The achievement in fiction of the final of the five women, Anne Enright, the first Irish female winner of the Man Booker prize in 2007 and the inaugural Laureate for Irish Fiction, at first seems somewhat different in its relationship to national narratives of trauma and exposure. A public intellectual in a very different style to the other women discussed in Five Women, in no way is she a confessional artist in the style of Sinéad O’Connor or Nuala O’Faolain. Nolan’s attempts to view Enright’s own early life in terms of trauma constitute one of the more strained and unsuccessful moments in the book, while in earlier interviews, Enright was frequently impatient with questions about gender and Irishness.
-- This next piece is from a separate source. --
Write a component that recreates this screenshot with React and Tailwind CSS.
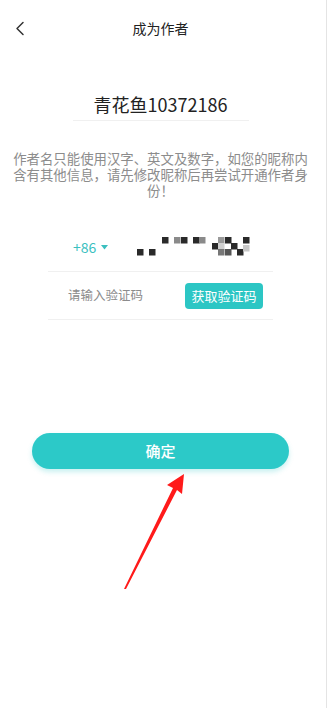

However, if her early surreal novels indicated, for her contemporary Colm Tóibín, a “waning of national themes in Irish writing”, Nolan views her later work, beginning with The Gathering (2007), as a conscious attempt to take part in a national conversation, employing more realist modes, and engaging with familial and historical narratives of trauma against the backdrop of the Ryan report and the Celtic Tiger. The Gathering’s self-reflexive narrator, Veronica Hegarty, who cannot settle to her satisfaction whether or not her dead brother was abused as a child by her grandmother’s landlord, represents a challenge to the way in which the recall of traumatic memories or the exposure of abuse have been viewed as necessarily therapeutic and liberatory; no such easy resolutions are possible.

Suggestive echoes and cross-pollinations, meetings – literal and metaphorical – between the five, echo across the separate chapters: Sinéad O’Connor’s Throw Down Your Arms and Bernadette McAliskey’s engagement with the protest songs of the US civil rights movement at the Folk Music Society at Queen’s; Edna O’Brien’s fictional depiction of the abuses of rural Irish homes while McAliskey fought for the housing for working-class Catholics which would allow them to vote in local elections; Nuala O’Faolain and McAliskey at loggerheads at a Derry Guildhall conference over O’Faolain’s assertion that the men of Sinn Féin were “just another layer of patriarchs” (85); the scandal that dogged Edna O’Brien and Sinéad O’Connor’s public lives; the intense topophilia shared by O’Brien and O’Faolain, two emigrant writers, particularly for rural Clare, where O’Faolain eventually returned to live; the ways in which O’Brien, O’Connor, Enright and O’Faolain all engaged with the revelations of child abuse which, for O’Faolain, “change[d] everything” in Irish society. Ultimately, this book’s value lies in the fact that it is not amenable to paraphrase, and in its specific, granular interest in the particularities of these uncommon lives.